** TASK INSTRUCTIONS **
Restate the material word for word and leave out anything that is a picture.

** SOURCE MATERIAL **
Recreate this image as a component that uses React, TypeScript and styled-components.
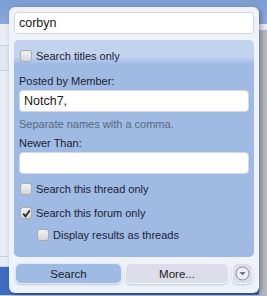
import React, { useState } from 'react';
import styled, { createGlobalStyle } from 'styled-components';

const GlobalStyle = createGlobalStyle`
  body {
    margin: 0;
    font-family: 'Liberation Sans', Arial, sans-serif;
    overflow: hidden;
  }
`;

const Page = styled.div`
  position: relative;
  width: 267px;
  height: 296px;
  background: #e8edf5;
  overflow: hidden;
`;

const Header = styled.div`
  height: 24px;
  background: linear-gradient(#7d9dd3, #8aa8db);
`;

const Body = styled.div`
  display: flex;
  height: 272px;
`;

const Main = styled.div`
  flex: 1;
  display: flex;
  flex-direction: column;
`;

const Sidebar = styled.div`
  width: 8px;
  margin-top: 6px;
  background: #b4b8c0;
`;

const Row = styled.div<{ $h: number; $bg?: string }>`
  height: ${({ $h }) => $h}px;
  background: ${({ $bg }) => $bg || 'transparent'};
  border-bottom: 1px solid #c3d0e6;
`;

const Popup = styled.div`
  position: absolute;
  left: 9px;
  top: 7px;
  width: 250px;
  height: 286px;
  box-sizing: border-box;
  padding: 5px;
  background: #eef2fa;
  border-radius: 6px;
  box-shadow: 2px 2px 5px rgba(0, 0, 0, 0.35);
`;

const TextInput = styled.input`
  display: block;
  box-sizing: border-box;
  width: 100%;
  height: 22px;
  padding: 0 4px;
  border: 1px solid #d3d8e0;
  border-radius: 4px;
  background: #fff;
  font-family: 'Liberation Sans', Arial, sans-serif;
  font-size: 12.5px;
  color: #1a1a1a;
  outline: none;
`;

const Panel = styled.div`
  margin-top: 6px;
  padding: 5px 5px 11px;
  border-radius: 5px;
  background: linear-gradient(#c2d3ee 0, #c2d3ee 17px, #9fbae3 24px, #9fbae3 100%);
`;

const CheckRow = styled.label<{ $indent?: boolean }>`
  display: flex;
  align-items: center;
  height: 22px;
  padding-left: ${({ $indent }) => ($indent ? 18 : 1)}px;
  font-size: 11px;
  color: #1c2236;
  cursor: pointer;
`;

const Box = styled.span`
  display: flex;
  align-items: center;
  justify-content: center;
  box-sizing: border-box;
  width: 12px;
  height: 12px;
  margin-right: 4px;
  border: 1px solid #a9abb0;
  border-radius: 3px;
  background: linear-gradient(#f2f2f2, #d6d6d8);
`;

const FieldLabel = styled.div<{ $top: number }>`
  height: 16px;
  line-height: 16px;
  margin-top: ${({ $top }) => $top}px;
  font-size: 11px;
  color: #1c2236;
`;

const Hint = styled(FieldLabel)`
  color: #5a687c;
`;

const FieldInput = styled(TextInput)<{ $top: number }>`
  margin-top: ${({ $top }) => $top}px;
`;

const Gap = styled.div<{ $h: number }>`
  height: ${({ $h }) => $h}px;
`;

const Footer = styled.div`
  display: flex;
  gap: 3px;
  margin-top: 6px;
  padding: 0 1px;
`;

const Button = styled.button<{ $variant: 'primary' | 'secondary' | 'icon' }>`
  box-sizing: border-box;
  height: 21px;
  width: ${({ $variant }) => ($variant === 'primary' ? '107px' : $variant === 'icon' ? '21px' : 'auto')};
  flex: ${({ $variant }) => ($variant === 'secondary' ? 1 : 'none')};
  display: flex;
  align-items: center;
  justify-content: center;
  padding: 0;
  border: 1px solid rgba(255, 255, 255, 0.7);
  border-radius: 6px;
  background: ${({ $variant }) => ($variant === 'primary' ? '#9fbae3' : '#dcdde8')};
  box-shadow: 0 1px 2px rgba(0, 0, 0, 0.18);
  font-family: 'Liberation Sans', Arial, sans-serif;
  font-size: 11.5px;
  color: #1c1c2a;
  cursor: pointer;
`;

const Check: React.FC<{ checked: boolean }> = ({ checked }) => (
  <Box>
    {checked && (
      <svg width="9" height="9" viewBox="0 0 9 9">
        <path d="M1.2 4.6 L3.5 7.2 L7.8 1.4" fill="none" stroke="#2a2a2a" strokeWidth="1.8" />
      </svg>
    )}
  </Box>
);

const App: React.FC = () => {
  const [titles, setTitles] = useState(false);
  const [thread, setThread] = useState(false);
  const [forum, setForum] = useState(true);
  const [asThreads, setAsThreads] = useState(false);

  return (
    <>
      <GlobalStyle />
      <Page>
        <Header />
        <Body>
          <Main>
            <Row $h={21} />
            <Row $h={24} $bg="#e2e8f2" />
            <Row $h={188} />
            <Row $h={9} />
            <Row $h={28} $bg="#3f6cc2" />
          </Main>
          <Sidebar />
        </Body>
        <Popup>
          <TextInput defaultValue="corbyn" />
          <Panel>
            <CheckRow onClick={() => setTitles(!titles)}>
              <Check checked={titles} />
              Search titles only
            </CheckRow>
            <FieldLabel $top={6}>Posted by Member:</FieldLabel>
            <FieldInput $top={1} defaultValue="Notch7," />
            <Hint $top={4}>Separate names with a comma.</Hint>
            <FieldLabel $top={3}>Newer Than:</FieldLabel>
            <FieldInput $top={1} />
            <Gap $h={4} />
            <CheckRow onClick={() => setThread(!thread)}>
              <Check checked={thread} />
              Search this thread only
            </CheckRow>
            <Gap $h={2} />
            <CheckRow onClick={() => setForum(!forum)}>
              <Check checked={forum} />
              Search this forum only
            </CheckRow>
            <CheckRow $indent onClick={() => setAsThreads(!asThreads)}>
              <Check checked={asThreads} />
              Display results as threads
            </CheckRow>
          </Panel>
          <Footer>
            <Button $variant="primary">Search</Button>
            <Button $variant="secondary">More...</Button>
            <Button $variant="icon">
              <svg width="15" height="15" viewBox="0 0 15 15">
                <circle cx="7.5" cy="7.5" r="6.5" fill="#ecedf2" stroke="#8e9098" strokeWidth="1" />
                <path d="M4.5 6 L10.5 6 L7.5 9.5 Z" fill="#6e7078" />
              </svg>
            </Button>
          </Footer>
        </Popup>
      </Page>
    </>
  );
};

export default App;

** ANSWER TO THIS PROBLEM **
Recreate this image as a component that uses React, TypeScript and styled-components.
import React, { useState } from 'react';
import styled, { createGlobalStyle } from 'styled-components';

const GlobalStyle = createGlobalStyle`
  body {
    margin: 0;
    font-family: 'Liberation Sans', Arial, sans-serif;
    overflow: hidden;
  }
`;

const Page = styled.div`
  position: relative;
  width: 267px;
  height: 296px;
  background: #e8edf5;
  overflow: hidden;
`;

const Header = styled.div`
  height: 24px;
  background: linear-gradient(#7d9dd3, #8aa8db);
`;

const Body = styled.div`
  display: flex;
  height: 272px;
`;

const Main = styled.div`
  flex: 1;
  display: flex;
  flex-direction: column;
`;

const Sidebar = styled.div`
  width: 8px;
  margin-top: 6px;
  background: #b4b8c0;
`;

const Row = styled.div<{ $h: number; $bg?: string }>`
  height: ${({ $h }) => $h}px;
  background: ${({ $bg }) => $bg || 'transparent'};
  border-bottom: 1px solid #c3d0e6;
`;

const Popup = styled.div`
  position: absolute;
  left: 9px;
  top: 7px;
  width: 250px;
  height: 286px;
  box-sizing: border-box;
  padding: 5px;
  background: #eef2fa;
  border-radius: 6px;
  box-shadow: 2px 2px 5px rgba(0, 0, 0, 0.35);
`;

const TextInput = styled.input`
  display: block;
  box-sizing: border-box;
  width: 100%;
  height: 22px;
  padding: 0 4px;
  border: 1px solid #d3d8e0;
  border-radius: 4px;
  background: #fff;
  font-family: 'Liberation Sans', Arial, sans-serif;
  font-size: 12.5px;
  color: #1a1a1a;
  outline: none;
`;

const Panel = styled.div`
  margin-top: 6px;
  padding: 5px 5px 11px;
  border-radius: 5px;
  background: linear-gradient(#c2d3ee 0, #c2d3ee 17px, #9fbae3 24px, #9fbae3 100%);
`;

const CheckRow = styled.label<{ $indent?: boolean }>`
  display: flex;
  align-items: center;
  height: 22px;
  padding-left: ${({ $indent }) => ($indent ? 18 : 1)}px;
  font-size: 11px;
  color: #1c2236;
  cursor: pointer;
`;

const Box = styled.span`
  display: flex;
  align-items: center;
  justify-content: center;
  box-sizing: border-box;
  width: 12px;
  height: 12px;
  margin-right: 4px;
  border: 1px solid #a9abb0;
  border-radius: 3px;
  background: linear-gradient(#f2f2f2, #d6d6d8);
`;

const FieldLabel = styled.div<{ $top: number }>`
  height: 16px;
  line-height: 16px;
  margin-top: ${({ $top }) => $top}px;
  font-size: 11px;
  color: #1c2236;
`;

const Hint = styled(FieldLabel)`
  color: #5a687c;
`;

const FieldInput = styled(TextInput)<{ $top: number }>`
  margin-top: ${({ $top }) => $top}px;
`;

const Gap = styled.div<{ $h: number }>`
  height: ${({ $h }) => $h}px;
`;

const Footer = styled.div`
  display: flex;
  gap: 3px;
  margin-top: 6px;
  padding: 0 1px;
`;

const Button = styled.button<{ $variant: 'primary' | 'secondary' | 'icon' }>`
  box-sizing: border-box;
  height: 21px;
  width: ${({ $variant }) => ($variant === 'primary' ? '107px' : $variant === 'icon' ? '21px' : 'auto')};
  flex: ${({ $variant }) => ($variant === 'secondary' ? 1 : 'none')};
  display: flex;
  align-items: center;
  justify-content: center;
  padding: 0;
  border: 1px solid rgba(255, 255, 255, 0.7);
  border-radius: 6px;
  background: ${({ $variant }) => ($variant === 'primary' ? '#9fbae3' : '#dcdde8')};
  box-shadow: 0 1px 2px rgba(0, 0, 0, 0.18);
  font-family: 'Liberation Sans', Arial, sans-serif;
  font-size: 11.5px;
  color: #1c1c2a;
  cursor: pointer;
`;

const Check: React.FC<{ checked: boolean }> = ({ checked }) => (
  <Box>
    {checked && (
      <svg width="9" height="9" viewBox="0 0 9 9">
        <path d="M1.2 4.6 L3.5 7.2 L7.8 1.4" fill="none" stroke="#2a2a2a" strokeWidth="1.8" />
      </svg>
    )}
  </Box>
);

const App: React.FC = () => {
  const [titles, setTitles] = useState(false);
  const [thread, setThread] = useState(false);
  const [forum, setForum] = useState(true);
  const [asThreads, setAsThreads] = useState(false);

  return (
    <>
      <GlobalStyle />
      <Page>
        <Header />
        <Body>
          <Main>
            <Row $h={21} />
            <Row $h={24} $bg="#e2e8f2" />
            <Row $h={188} />
            <Row $h={9} />
            <Row $h={28} $bg="#3f6cc2" />
          </Main>
          <Sidebar />
        </Body>
        <Popup>
          <TextInput defaultValue="corbyn" />
          <Panel>
            <CheckRow onClick={() => setTitles(!titles)}>
              <Check checked={titles} />
              Search titles only
            </CheckRow>
            <FieldLabel $top={6}>Posted by Member:</FieldLabel>
            <FieldInput $top={1} defaultValue="Notch7," />
            <Hint $top={4}>Separate names with a comma.</Hint>
            <FieldLabel $top={3}>Newer Than:</FieldLabel>
            <FieldInput $top={1} />
            <Gap $h={4} />
            <CheckRow onClick={() => setThread(!thread)}>
              <Check checked={thread} />
              Search this thread only
            </CheckRow>
            <Gap $h={2} />
            <CheckRow onClick={() => setForum(!forum)}>
              <Check checked={forum} />
              Search this forum only
            </CheckRow>
            <CheckRow $indent onClick={() => setAsThreads(!asThreads)}>
              <Check checked={asThreads} />
              Display results as threads
            </CheckRow>
          </Panel>
          <Footer>
            <Button $variant="primary">Search</Button>
            <Button $variant="secondary">More...</Button>
            <Button $variant="icon">
              <svg width="15" height="15" viewBox="0 0 15 15">
                <circle cx="7.5" cy="7.5" r="6.5" fill="#ecedf2" stroke="#8e9098" strokeWidth="1" />
                <path d="M4.5 6 L10.5 6 L7.5 9.5 Z" fill="#6e7078" />
              </svg>
            </Button>
          </Footer>
        </Popup>
      </Page>
    </>
  );
};

export default App;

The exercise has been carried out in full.